The Trojans tried later in the inning to score another runner from third base via the double steal, but Grayslake North second baseman Dylan Foster fired a return throw to catcher Austyn Ruback in time to nail the runner and end the inning.

"That first and third, really, was the only thing we had going," Cary-Grove coach Don Sutherland said.

Franz had all the cushion he needed, though. The 6-foot-2 junior issued his only walk of the game with two outs in the seventh inning, then induced a fielder's choice groundball to shortstop to end it.
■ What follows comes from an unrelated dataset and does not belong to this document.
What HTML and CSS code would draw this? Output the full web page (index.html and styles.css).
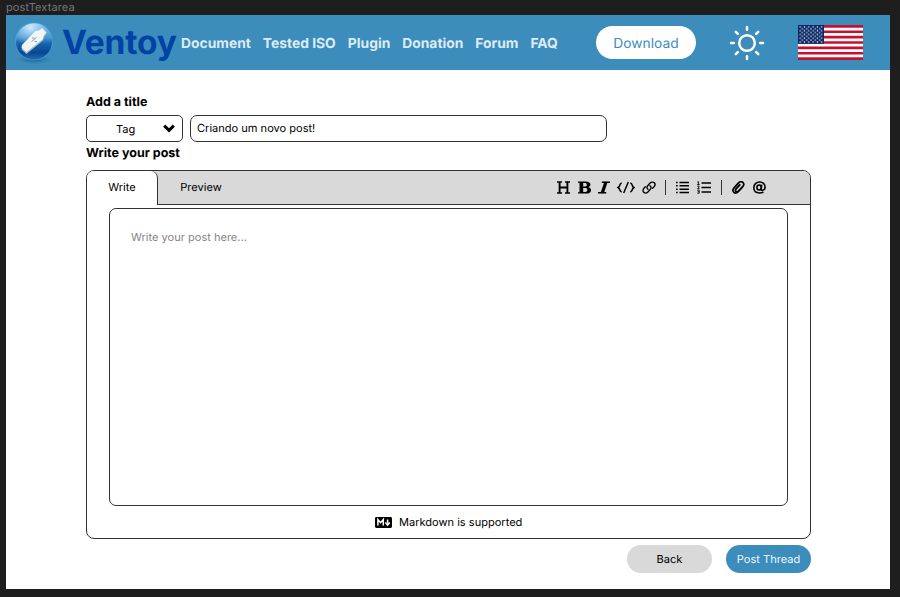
FILE: index.html
```html
<!DOCTYPE html>
<html lang="en">
<head>
<meta charset="utf-8">
<title>postTextarea</title>
<link rel="stylesheet" href="styles.css">
</head>
<body>
<div class="frame-name">postTextarea</div>
<div class="frame">
  <header class="topbar">
    <svg class="logo" viewBox="0 0 40 42">
      <defs>
        <linearGradient id="ball" x1="0" y1="0" x2="0" y2="1"><stop offset="0" stop-color="#8fcbee"/><stop offset=".4" stop-color="#4596d0"/><stop offset=".55" stop-color="#1765b0"/><stop offset=".8" stop-color="#074793"/><stop offset="1" stop-color="#226fb5"/></linearGradient>
        <radialGradient id="gloss" cx=".4" cy=".12" r=".5"><stop offset="0" stop-color="#e2f7ff" stop-opacity=".8"/><stop offset="1" stop-color="#8fcdf0" stop-opacity="0"/></radialGradient>
        <radialGradient id="shade"><stop offset="0" stop-color="#0c4c85" stop-opacity=".9"/><stop offset="1" stop-color="#2f79ab" stop-opacity="0"/></radialGradient>
      </defs>
      <ellipse cx="20" cy="37.500" rx="18" ry="5" fill="url(#shade)"/>
      <circle cx="20" cy="19.5" r="18.5" fill="url(#ball)" stroke="#5da9d6" stroke-width=".6"/>
      <circle cx="20" cy="19.5" r="18" fill="url(#gloss)"/>
      <path d="M7.500 27.500l5 4.500L29 18.500l1-4 2.500-2.500-4.500-5-3 2.500-3.500.5L8 25z" fill="#a9b9c5"/>
      <path d="M7.500 25.500l5 4.500L29 17l1-4 2.500-2.500-4.500-4.500-3 2.500-3.500.5L8 23z" fill="#f3f4f5"/>
      <path d="M17.500 19.500l5-4M18 16h2.500M20.500 19.500h2.500" fill="none" stroke="#7f98a5" stroke-width=".9"/>
    </svg>
    <span class="brand">Ventoy</span>
    <nav class="nav"><a>Document</a><a>Tested ISO</a><a>Plugin</a><a>Donation</a><a>Forum</a><a>FAQ</a></nav>
    <button class="download">Download</button>
    <svg class="sun" viewBox="0 0 36 36" fill="none" stroke="#fff" stroke-width="2.5" stroke-linecap="round"><circle cx="18" cy="18" r="7.800"/><path d="M18 2v2.800M18 31.200V34M2 18h2.800M31.200 18H34M6.800 6.800l2 2M27.200 27.200l2 2M6.800 29.200l2-2M27.200 8.800l2-2"/></svg>
    <svg class="flag" viewBox="0 0 65 35" preserveAspectRatio="none">
      <defs><pattern id="stars" width="4.33" height="3.78" patternUnits="userSpaceOnUse"><circle cx="2.1" cy="1.9" r=".72" fill="#fff"/><circle cx="0" cy="0" r=".72" fill="#fff"/><circle cx="4.33" cy="0" r=".72" fill="#fff"/><circle cx="0" cy="3.78" r=".72" fill="#fff"/><circle cx="4.33" cy="3.78" r=".72" fill="#fff"/></pattern></defs>
      <path fill="#fff" d="M0 0h65v35H0z"/>
      <path stroke="#c8102e" stroke-width="2.692" d="M0 1.350h65M0 6.730h65M0 12.120h65M0 17.500h65M0 22.880h65M0 28.270h65M0 33.650h65"/>
      <path fill="#0a2a66" d="M0 0h26v18.850H0z"/><path fill="url(#stars)" d="M1 1h24v17H1z"/>
    </svg>
  </header>
  <main class="content">
    <h2 class="label">Add a title</h2>
    <div class="title-row">
      <div class="tag"><span>Tag</span><svg viewBox="0 0 12 9"><path d="M1.200 1.600L6 6.400l4.800-4.800" fill="none" stroke="#000" stroke-width="3"/></svg></div>
      <div class="title-input">Criando um novo post!</div>
    </div>
    <h2 class="label second">Write your post</h2>
    <section class="editor">
      <div class="tabs">
        <div class="tab active">Write</div>
        <div class="tab">Preview</div>
        <div class="tools">
          <svg class="t-h" viewBox="0 0 13 13"><path d="M0 1h5M8 1h5M0 12h5M8 12h5" stroke="#000" stroke-width="1.400"/><path d="M2.600 1v11M10.400 1v11M2.600 6.500h7.800" stroke="#000" stroke-width="1.900"/></svg>
          <svg class="t-b" viewBox="0 0 13 13"><path fill="#000" fill-rule="evenodd" d="M0 .4h7.500C11 .4 12.400 1.700 12.400 3.500c0 1.500-.9 2.300-2.200 2.700 1.800.3 2.800 1.300 2.800 3 0 2.200-1.700 3.400-4.800 3.400H0v-1.400h1.500V1.800H0zM5.200 2v3.500h1.600C8.200 5.500 8.800 4.900 8.800 3.700S8.200 2 6.800 2zM5.200 7.100V11H7c1.600 0 2.300-.6 2.300-1.900 0-1.400-.8-2-2.300-2z"/></svg>
          <svg class="t-i" viewBox="0 0 12 13"><path d="M3.800 1.200H12M0 11.800h8.200" stroke="#000" stroke-width="1.500"/><path d="M8 1L4.200 12" stroke="#000" stroke-width="3.200"/></svg>
          <svg class="t-code" viewBox="0 0 18 13"><path d="M4.700 2C1.900 2.600 3.600 5.500 1 6.500c2.600 1 .9 3.900 3.700 4.500M13.300 2c2.800.6 1.100 3.500 3.700 4.500-2.600 1-.9 3.900-3.700 4.500M11.300 1L6.700 12" fill="none" stroke="#000" stroke-width="1.500"/></svg>
          <svg class="t-link" viewBox="0 0 14 13"><g fill="none" stroke="#000" stroke-width="1.350" stroke-linecap="round"><path d="M6 8.300C4 6.500 5.200 5 6.300 3.900l1.800-1.800c1.500-1.500 3.300-1.200 4.200-.3s1 2.700-.3 4L10.600 7.200"/><path d="M8 4.700c2 1.800.8 3.300-.3 4.400L5.900 10.900c-1.500 1.500-3.300 1.200-4.200.3s-1-2.700.3-4L3.400 5.800"/></g></svg>
          <i class="divider"></i>
          <svg class="t-ul" viewBox="0 0 13 13"><path d="M3.500 1.500H13M3.500 4.800H13M3.500 8.200H13M3.500 11.500H13M0 1.500h1.700M0 4.800h1.700M0 8.200h1.700M0 11.500h1.700" stroke="#000" stroke-width="1.600"/></svg>
          <svg class="t-ol" viewBox="0 0 14 13"><path d="M4.500 2H14M4.500 6.500H14M4.500 11H14" stroke="#000" stroke-width="1.500"/><path d="M.4 1l1-.4v3M.2 3.500h2.400M.3 5.200h1.800v1L.5 7.600h2M.3 9.200h1.900v3H.3M.8 10.700h1.400" fill="none" stroke="#000" stroke-width=".9"/></svg>
          <i class="divider"></i>
          <svg class="t-clip" viewBox="0 0 13 13"><path d="M10.800 5.600L6.500 10.400c-1.700 1.900-3.400 2-4.600.9s-1.200-2.900.2-4.500l4-4.500C7.600.7 9.400.2 10.800 1.400s1.300 2.700.1 4L6.700 9.900c-.9 1-1.900 1.200-2.700.5s-.7-1.700.1-2.600l3.700-4" fill="none" stroke="#000" stroke-width="1.750" stroke-linecap="round"/></svg>
          <svg class="t-at" viewBox="0 0 13 13"><g fill="none" stroke="#000" stroke-width="1.600"><ellipse cx="6.100" cy="6.500" rx="2.200" ry="2.500"/><path d="M8.700 3.700L8.200 7.600c-.2 1.600.6 1.800 1.400 1.700 1.500-.2 2.500-1.400 2.500-3.200C12.100 2.900 9.700 1 6.700 1 3.300 1 .8 3.400.8 6.600c0 3.300 2.300 5.400 5.700 5.400 1.600 0 2.900-.4 3.900-1"/></g></svg>
        </div>
      </div>
      <div class="textarea">Write your post here...</div>
      <div class="markdown"><svg viewBox="0 0 17 11"><rect width="17" height="11" rx="1.400"/><path d="M2.900 8.500v-6L5.600 5.700 8.300 2.500v6M12.600 2.400v4M10.400 5.600l2.200 2.600 2.200-2.600" fill="none" stroke="#fff" stroke-width="1.500"/></svg><span>Markdown is supported</span></div>
    </section>
    <div class="actions"><button class="back">Back</button><button class="post">Post Thread</button></div>
  </main>
</div>
</body>
</html>
```
FILE: styles.css
```css
* { box-sizing: border-box; }
body { margin: 0; height: 597px; overflow: hidden; background: #1e1e1e; font-family: Inter, "Liberation Sans", sans-serif; font-size: 11.05px; color: #000; text-rendering: geometricPrecision; }
button { border: 0; padding: 0; font: inherit; text-rendering: inherit; }
svg { display: block; flex: none; }
.frame-name { height: 15px; padding-left: 6px; line-height: 14px; font-size: 11px; letter-spacing: .1px; color: #777; }
.frame { width: 884px; height: 574px; margin-left: 6px; background: #fff; }
.topbar { display: flex; align-items: center; height: 55px; background: #3c8dbc; }
.logo { width: 40px; height: 42px; margin-left: 8px; }
.brand { width: 119px; padding: 2px 0 0 8px; font-size: 33.5px; font-weight: 700; line-height: 53px; letter-spacing: -.2px; color: #0043a5; white-space: nowrap; }
.nav { display: flex; gap: 12px; width: 415px; padding: 2px 0 0 8px; font-size: 13.85px; font-weight: 700; color: #dcebf4; white-space: nowrap; }
.download { width: 100px; height: 33px; margin-left: 8px; padding-top: 2px; border-radius: 17px; background: #fff; color: #3c8dbc; font-size: 13.8px; }
.sun { width: 36px; height: 36px; margin-left: 33px; }
.flag { width: 65px; height: 35px; margin-left: 33px; }
.content { width: 725px; margin-left: 80px; padding-top: 24px; }
.label { margin: 0; height: 21px; line-height: 18px; font-size: 12.5px; font-weight: 700; }
.title-row { display: flex; gap: 7px; height: 27px; }
.tag { display: flex; align-items: center; justify-content: space-between; width: 97px; padding: 0 7px 0 29px; border: 1px solid #333; border-radius: 5px; }
.tag svg { width: 12px; height: 9px; }
.title-input { width: 417px; padding-left: 6px; border: 1px solid #333; border-radius: 7px; line-height: 25px; }
.second { height: 28px; line-height: 24px; }
.editor { height: 369px; border: 1px solid #333; border-radius: 8px; overflow: hidden; }
.tabs { display: flex; height: 34px; background: linear-gradient(#333, #333) 0 100% / 100% 1px no-repeat #d9d9d9; line-height: 33px; }
.tab { width: 86px; text-align: center; }
.active { width: 71px; background: #fff; border-right: 1px solid #333; border-top-right-radius: 7px; }
.tools { display: flex; align-items: center; height: 32px; margin-left: 313px; }
.tools svg { height: 13px; }
.t-h { width: 13px; }
.t-b { width: 13px; margin-left: 8px; }
.t-i { width: 12px; margin-left: 7px; }
.t-code { width: 18px; margin-left: 7px; }
.t-link { width: 14px; margin-left: 7px; }
.divider { width: 1px; height: 15px; margin-left: 9px; background: #333; }
.t-ul { width: 13px; margin-left: 10px; }
.t-ol { width: 14px; margin-left: 8px; }
.t-ol + .divider { margin-left: 10px; }
.t-clip { width: 13px; margin-left: 10px; }
.t-at { width: 13px; margin-left: 8px; }
.textarea { height: 298px; margin: 3px 22px 0; padding: 20px 21px; border: 1px solid #333; border-radius: 7px; line-height: 16px; color: #858585; }
.markdown { display: flex; align-items: center; gap: 7px; height: 32px; padding-left: 288px; }
.markdown svg { width: 17px; height: 11px; }
.actions { display: flex; justify-content: flex-end; gap: 14px; margin-top: 6px; }
.actions button { width: 85px; height: 28px; border-radius: 14px; }
.back { background: #d9d9d9; color: #000; }
.post { background: #3c8dbc; color: #edf6fc; }
```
Normally a three-pitch pitcher, Franz relied almost exclusively on the changeup and fastball to subdue the Knights.

"I'm not a fastball pitcher, I'm a slow pitcher," said Franz, who hit two batters with pitches and struck out three. "I work guys backward. I had the changeup going for me all game. That's what I relied on the most. First pitch, second pitch, all game. And they couldn't hit it."

Franz threw 75 pitches in 7 innings, 56 for strikes.

"Boy, did he pitch outstanding," Don Sutherland said. "He pitched efficiently, climbed the hill, pitched quick and let his defense help."

The Knights had runners in scoring position in 4 separate innings but were unable to dent the scoreboard.

"We just can't get the big hit when we need it to push a couple of runs across," Grayslake North coach Andy Strahan said. "(Mikusa) deserves a better fate than that."